Cotton Mather was always a man of prayer. For this, he deserves to be honored. Prayer, when offered in the spirit, and in accordance with the example, of the Saviour—"not my will but thine be done," "Your Father knoweth what things ye have need of before ye ask him—" is the noblest exercise and attitude of the soul. It lifts it to the highest level to which our faculties can rise. It
"opens heaven; lets down a stream
Of glory on the consecrated hour
Of man, in audience with the Deity."
It was the misfortune of Cotton Mather, that an original infirmity of judgment, which all the influences of his life and peculiarities of his mental character and habits tended to exaggerate, led him to pervert the use and operation of prayer, until it became a mere implement, or device, to compass some personal end; to carry a point in which he was interested, whether relating to private and domestic affairs, or to movements in academical, political, or ecclesiastical spheres. While according to him entire sincerity in his devotional exercises, and, I trust, truly revering the character and nature of such expressions of devout sensibility and aspirations to divine communion, it is quite apparent that they were practiced by him, in modes and to an extent that cannot be commended, leading to much self-delusion and to extravagances near akin to distraction of judgment, and a disordered mental and moral frame. He would abstain from food—on one occasion, it is said, for three days together—and spend the time, as he expresses it "in knocking at the door of heaven." Leaving his bed at the dead hours of the night, and retiring to his study, he would cast himself on the floor, and "wrestle with the Lord." He kept, usually, one day of each week in such fasting, sometimes two. In his vigils, very protracted, he would, in this prostrate position, be bathed in tears. By such exhausting processes, continued through days and nights, without food or rest, his nature failed; he grew faint; physical weakness laid him open to delusions of the imagination; and his nervous system became deranged. Sometimes, heaven seemed to approach him, and he was hardly able to bear the ecstasies of divine love; at other times, his soul would be tossed in the opposite direction: and often, the two states would follow each other in the same exercise, as described by him in his Diary: 2 2 The passages from Cotton Mather's Diary, used in this article, are mostly taken from the Christian Examiner , xi., 249; Proceedings of Massachusetts Historical Society , i., 289, and iv., 404; and Life of Cotton Mather , by William B. O. Peabody, in Sparks's American Biography , vi., 162.

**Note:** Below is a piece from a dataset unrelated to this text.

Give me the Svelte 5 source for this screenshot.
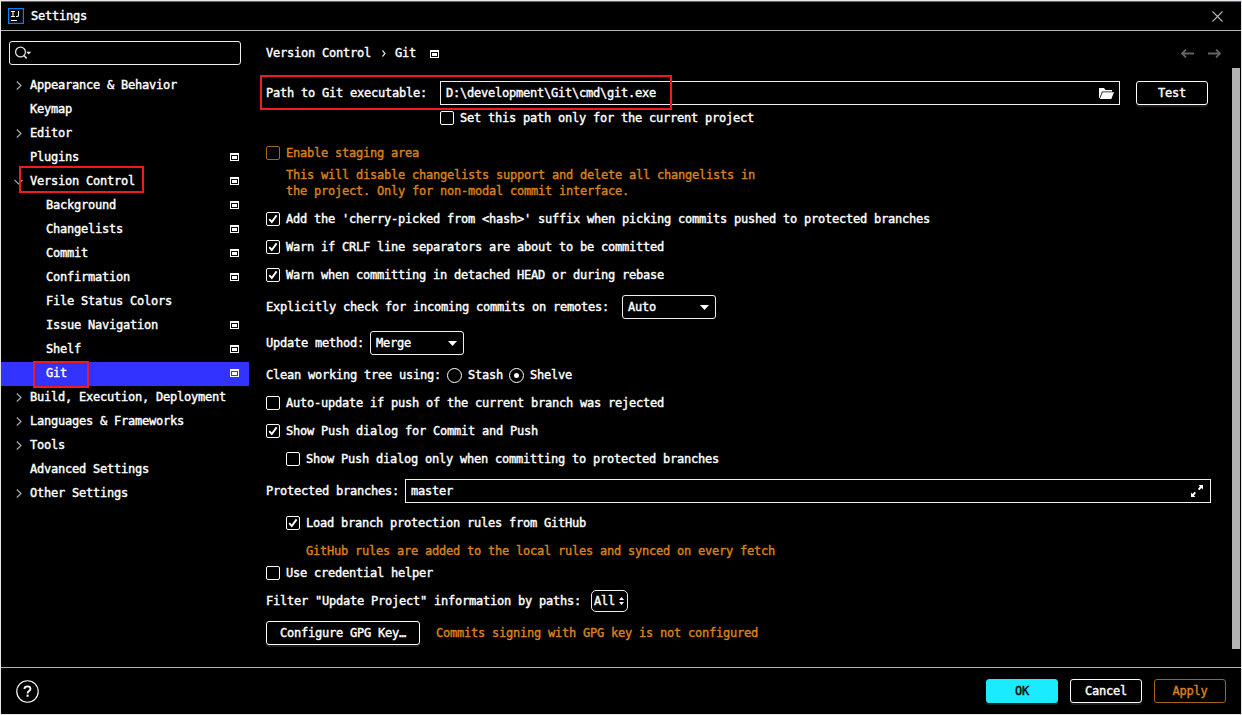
<script>
  const tree = [
    { label: 'Appearance & Behavior', arrow: 'right' },
    { label: 'Keymap' },
    { label: 'Editor', arrow: 'right' },
    { label: 'Plugins', badge: true },
    { label: 'Version Control', arrow: 'down', badge: true },
    { label: 'Background', child: true, badge: true },
    { label: 'Changelists', child: true, badge: true },
    { label: 'Commit', child: true, badge: true },
    { label: 'Confirmation', child: true, badge: true },
    { label: 'File Status Colors', child: true },
    { label: 'Issue Navigation', child: true, badge: true },
    { label: 'Shelf', child: true, badge: true },
    { label: 'Git', child: true, badge: true, selected: true },
    { label: 'Build, Execution, Deployment', arrow: 'right' },
    { label: 'Languages & Frameworks', arrow: 'right' },
    { label: 'Tools', arrow: 'right' },
    { label: 'Advanced Settings' },
    { label: 'Other Settings', arrow: 'right' }
  ];
</script>

{#snippet badge()}
  <svg class="badge" width="9" height="8" viewBox="0 0 9 8" shape-rendering="crispEdges">
    <path fill="#fff" fill-rule="evenodd" d="M0 0h9v8H0zM1 2v5h7V2z" />
    <path fill="#fff" d="M2 3h5v3H2z" />
  </svg>
{/snippet}

{#snippet check(label, checked, cls = '')}
  <div class="check {cls}">
    <svg width="14" height="14" viewBox="0 0 14 14">
      <rect x=".5" y=".5" width="13" height="13" rx="1.5" fill="none" stroke="currentColor" />
      {#if checked}<path d="M3.2 7.2 5.8 10 10.6 3.4" fill="none" stroke="currentColor" stroke-width="1.9" />{/if}
    </svg>
    <span class="t">{label}</span>
  </div>
{/snippet}

{#snippet combo(value)}
  <div class="combo">
    <span class="t">{value}</span>
    <svg width="9" height="5" viewBox="0 0 9 5"><path d="M0 0h9L4.500 5z" fill="#fff" /></svg>
  </div>
{/snippet}

<div class="window">
  <header>
    <svg width="16" height="16" viewBox="0 0 16 16">
      <rect x=".6" y=".6" width="14.800" height="14.800" fill="#000" stroke="#087cfa" stroke-width="1.200" />
      <path d="M3 3.500h4M5 3.500v5M3 8.500h4M10.500 3v4.200q0 1.300-1.300 1.300H8" fill="none" stroke="#fff" stroke-width="1.100" />
      <path d="M3 12h6v1H3z" fill="#fff" />
    </svg>
    <span class="t">Settings</span>
    <svg class="close" width="11" height="11" viewBox="0 0 11 11"><path d="M.5.5l10 10M10.500.5l-10 10" stroke="#b4b4b4" stroke-width="1.1" /></svg>
  </header>

  <div class="body">
    <aside>
      <div class="search">
        <svg width="18" height="14" viewBox="0 0 18 14">
          <circle cx="5.500" cy="6" r="4.900" fill="none" stroke="#ddd" stroke-width="1.300" />
          <path d="M8.900 9.500l2.800 2.900" stroke="#ddd" stroke-width="1.600" />
          <path d="M11.200 5.800h5L13.700 8.500z" fill="#eee" />
        </svg>
      </div>
      <nav>
        {#each tree as item}
          <div class="node" class:child={item.child} class:selected={item.selected}>
            <span class="arrow">
              {#if item.arrow === 'right'}
                <svg width="6" height="9" viewBox="0 0 6 9"><path d="M.8.5l4.200 4-4.200 4" fill="none" stroke="#aaa" stroke-width="1.200" /></svg>
              {:else if item.arrow === 'down'}
                <svg width="9" height="6" viewBox="0 0 9 6"><path d="M.5.8l4 4.200 4-4.200" fill="none" stroke="#aaa" stroke-width="1.200" /></svg>
              {/if}
            </span>
            <span class="t">{item.label}</span>
            {#if item.badge}{@render badge()}{/if}
          </div>
        {/each}
      </nav>
    </aside>

    <main>
      <div class="crumbs">
        <span class="t">Version Control</span>
        <svg class="sep" width="4" height="7" viewBox="0 0 4 7"><path d="M.5.500l2.500 3-2.500 3" fill="none" stroke="#ddd" stroke-width="1.200" /></svg>
        <span class="t">Git</span>
        {@render badge()}
        <svg class="nav" width="40" height="9" viewBox="0 0 40 9">
          <path d="M13 4.500H1.200M5 .5l-4 4 4 4M27 4.500h11.800M35 .5l4 4-4 4" fill="none" stroke="#626262" stroke-width="1.800" />
        </svg>
      </div>

      <div class="row path">
        <span class="t label">Path to Git executable:</span>
        <div class="field">
          <span class="t">D:\development\Git\cmd\git.exe</span>
          <svg width="15" height="11" viewBox="0 0 15 11"><path d="M0 0h5l1.500 2H13v1.500H3L.6 10H0zM3.600 4.300H15L12.300 11H.9z" fill="#fff" /></svg>
        </div>
        <div class="btn test"><span class="t">Test</span></div>
      </div>
      {@render check('Set this path only for the current project', false, 'onlyproj')}
      {@render check('Enable staging area', false, 'staging orange')}
      <p class="orange hint">This will disable changelists support and delete all changelists in<br />the project. Only for non-modal commit interface.</p>
      {@render check("Add the 'cherry-picked from <hash>' suffix when picking commits pushed to protected branches", true)}
      {@render check('Warn if CRLF line separators are about to be committed', true)}
      {@render check('Warn when committing in detached HEAD or during rebase', true)}
      <div class="row incoming"><span class="t">Explicitly check for incoming commits on remotes:</span>{@render combo('Auto')}</div>
      <div class="row update"><span class="t">Update method:</span>{@render combo('Merge')}</div>
      <div class="row radios">
        <span class="t">Clean working tree using:</span>
        <svg width="15" height="15" viewBox="0 0 15 15"><circle cx="7.500" cy="7.500" r="7" fill="none" stroke="#fff" /></svg>
        <span class="t">Stash</span>
        <svg width="15" height="15" viewBox="0 0 15 15"><circle cx="7.500" cy="7.500" r="7" fill="none" stroke="#fff" /><circle cx="7.500" cy="7.500" r="2.500" fill="#fff" /></svg>
        <span class="t">Shelve</span>
      </div>
      {@render check('Auto-update if push of the current branch was rejected', false)}
      {@render check('Show Push dialog for Commit and Push', true)}
      {@render check('Show Push dialog only when committing to protected branches', false, 'indent')}
      <div class="row protected">
        <span class="t">Protected branches:</span>
        <div class="field">
          <span class="t">master</span>
          <svg width="12" height="12" viewBox="0 0 12 12"><path d="M7.500 0H12v4.500l-1.500-1.400L8.300 5.200 6.900 3.900 9 1.600zM0 7.500l1.500 1.400 2.100-2.100 1.400 1.300-2.100 2.300L4.500 12H0z" fill="#fff" /></svg>
        </div>
      </div>
      {@render check('Load branch protection rules from GitHub', true, 'indent load')}
      <div class="orange rules"><span class="t">GitHub rules are added to the local rules and synced on every fetch</span></div>
      {@render check('Use credential helper', false, 'cred')}
      <div class="row filter">
        <span class="t">Filter "Update Project" information by paths:</span>
        <div class="all">
          <span class="t">All</span>
          <svg width="5" height="8" viewBox="0 0 5 8"><path d="M0 3h5L2.500 0zM0 5h5L2.500 8z" fill="#fff" /></svg>
        </div>
      </div>
      <div class="row gpg">
        <div class="btn"><span class="t">Configure GPG Key…</span></div>
        <span class="t orange">Commits signing with GPG key is not configured</span>
      </div>
      <div class="scroll"></div>
    </main>
  </div>

  <footer>
    <svg width="23" height="23" viewBox="0 0 24 24"><circle cx="12" cy="12" r="11.200" fill="none" stroke="#fff" stroke-width="1.200" /><path d="M8.700 9.300Q8.900 6.600 12 6.600q3.100 0 3.100 2.600 0 1.400-1.500 2.300-1.500.9-1.500 2.500" fill="none" stroke="#fff" stroke-width="1.900" /><path d="M11 15.300h2.200v2.200H11z" fill="#fff" /></svg>
    <div class="btn ok"><span class="t">OK</span></div>
    <div class="btn"><span class="t">Cancel</span></div>
    <div class="btn apply"><span class="t">Apply</span></div>
  </footer>

  <div class="mark mark-vc"></div>
  <div class="mark mark-git"></div>
  <div class="mark mark-path"></div>
</div>

<style>
  :global(body) { margin: 0; background: #000; }
  .window {
    position: relative; box-sizing: border-box; width: 1242px; height: 715px;
    display: flex; flex-direction: column; overflow: hidden;
    background: #000; color: #fff; border: 1px solid #e6e6e6;
    font: 12px/16px "DejaVu Sans Mono", monospace; letter-spacing: -0.2246px;
    -webkit-text-stroke: 0.4px currentColor; white-space: nowrap;
  }
  svg { display: block; flex: none; }
  header {
    box-sizing: border-box; height: 30px; flex: none; display: flex; align-items: center;
    padding: 0 18px 0 7px; border-top: 1px solid #6b5a96; border-bottom: 1px solid #b4b4b4;
  }
  header .t { margin-left: 7px; }
  .close { margin-left: auto; }
  .body { height: 636px; flex: none; display: flex; }
  aside { width: 248px; flex: none; display: flex; flex-direction: column; }
  .search {
    box-sizing: border-box; width: 232px; height: 24px; margin: 10px 0 0 8px;
    border: 1px solid #eee; border-radius: 3px; display: flex; align-items: center; padding-left: 5px;
  }
  nav { margin-top: 9px; display: flex; flex-direction: column; }
  .node { box-sizing: border-box; height: 24px; display: flex; align-items: center; padding-right: 10px; }
  .node .t { position: relative; top: -1px; }
  .node .badge { margin: -2px 0 0 auto; }
  .arrow { width: 29px; height: 100%; flex: none; display: flex; align-items: center; justify-content: center; box-sizing: border-box; padding: 0 8px 1px 14px; }
  .child .arrow { width: 45px; }
  .selected { background: #3333ff; }
  main { position: relative; flex: 1; padding: 10px 0 0 17px; display: flex; flex-direction: column; }
  .crumbs { height: 24px; flex: none; display: flex; align-items: center; padding-right: 20px; }
  .sep { margin: 1px 9px 0 11px; }
  .crumbs .badge { margin: 2px 0 0 14px; }
  .nav { margin-left: auto; }
  .row { height: 24px; flex: none; display: flex; align-items: center; }
  .path { margin-top: 16px; }
  .path .label { width: 174px; }
  .field {
    box-sizing: border-box; height: 24px; border: 1px solid #eee;
    display: flex; align-items: center; justify-content: space-between; padding: 0 7px 0 5px;
  }
  .path .field { width: 680px; padding-right: 5px; }
  .btn {
    box-sizing: border-box; width: 72px; height: 24px; border: 1px solid #fff; border-radius: 3px;
    display: flex; align-items: center; justify-content: center; box-shadow: 0 2px 0 #1c1c1c;
  }
  .test { margin-left: 16px; }
  .check { height: 28px; flex: none; display: flex; align-items: center; gap: 6px; }
  .onlyproj { height: 26px; margin-left: 174px; }
  .staging { height: 20px; margin-top: 12px; }
  .staging svg { color: #a8631a; }
  .orange { color: #d9811e; }
  .hint { margin: 4px 0 6px 20px; }
  .incoming { margin-top: 6px; gap: 13px; }
  .combo {
    box-sizing: border-box; width: 94px; height: 24px; border: 1px solid #eee; border-radius: 3px;
    display: flex; align-items: center; justify-content: space-between; padding: 0 6px 0 5px;
  }
  .update { margin-top: 12px; gap: 6px; }
  .radios { height: 28px; margin-top: 6px; gap: 6px; }
  .indent { margin-left: 20px; }
  .protected { margin-top: 6px; gap: 6px; }
  .protected .field { width: 806px; }
  .load { margin-top: 6px; }
  .rules { box-sizing: border-box; height: 26px; flex: none; display: flex; align-items: center; margin-left: 40px; padding-top: 2px; }
  .cred { height: 20px; }
  .filter { height: 28px; margin-top: 4px; gap: 10px; }
  .all {
    box-sizing: border-box; width: 37px; height: 22px; border: 1px solid #eee; border-radius: 5px;
    display: flex; align-items: center; justify-content: space-between; padding: 0 3px 0 2px;
  }
  .gpg { margin-top: 6px; gap: 16px; }
  .gpg .btn { width: 154px; }
  .scroll { position: absolute; right: 1px; top: 37px; width: 8px; height: 581px; background: #b3b3b3; }
  footer {
    box-sizing: border-box; flex: 1; display: flex; align-items: center; gap: 12px;
    padding: 0 15px 0 15px; border-top: 1px solid #b4b4b4;
  }
  footer svg { margin-right: auto; margin-top: 1px; }
  .ok { background: #1aebff; border-color: #1aebff; color: #000; }
  .apply { color: #d9811e; border-color: #a8631a; box-shadow: none; }
  .mark { position: absolute; box-sizing: border-box; border: 2px solid #ed1c24; }
  .mark-vc { left: 18px; top: 165px; width: 125px; height: 27px; }
  .mark-git { left: 32px; top: 360px; width: 56px; height: 27px; }
  .mark-path { left: 259px; top: 74px; width: 412px; height: 35px; }
</style>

—"Was ever man more tempted than the miserable Mather? Should I tell in how many forms the Devil has assaulted me, and with what subtlety and energy his assaults have been carried on, it would strike my friends with horror. Sometimes, temptations to vice, to blasphemy, and atheism, and the abandonment of all religion as a mere delusion, and sometimes to self-destruction itself. These, even these, do follow thee, O miserable Mather, with astonishing fury. But I fall down into the dust, on my study floor, with tears, before the Lord, and then they quickly vanish, and it is fair weather again. Lord what wilt thou do with me?"